Joseph Sanders Pearson (born 1975 in Edmonton, Alberta) is a Canadian essayist, cultural historian, and journalist.

Life
Between 1997 and 2001, Pearson received his doctorate in Modern History at the University of Cambridge.
 Pearson has taught in the humanities at Columbia University, New York University, the Berlin University of the Arts, and the Barenboim–Said Academy, a peace project headed by conductor Daniel Barenboim. He is the nephew of children's novelist Kit Pearson.

Career
His history and portrait of the German capital, Berlin, was published by Reaktion Press and University of Chicago Press in 2017. The Independent called Berlin "the last word in explaining not only Berlin’s incredible history, but also its present day cultural situation" and Bloomberg reported that the book "masterfully offers a close reading of the metropolis in all its brutal immediacy". The book was also positively reviewed in The German Studies Review.

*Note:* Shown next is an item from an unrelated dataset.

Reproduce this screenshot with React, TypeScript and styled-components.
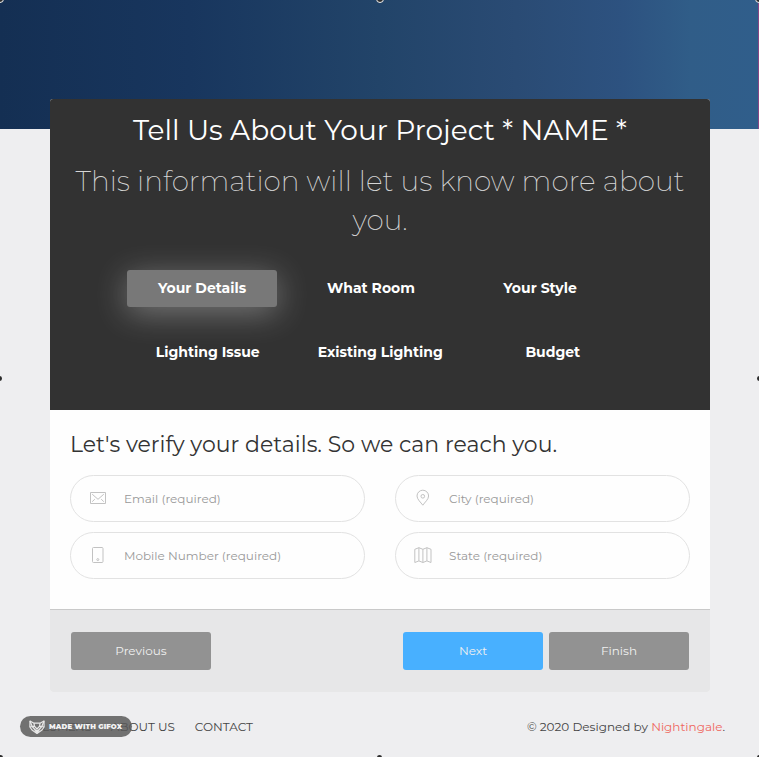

Pearson's new book My Grandfather's Knife was published by HarperCollins and The History Press in April 2022, with a Spanish translation by Planeta in October 2022. The book tells the stories of Second World War witnesses through everyday objects they owned. 

His work has appeared in Newsweek, The New England Review, the BBC, AGNI, Monocle Magazine, Prism International and many other publications. His non-fiction has been translated into German, French, Arabic, Mandarin and other languages.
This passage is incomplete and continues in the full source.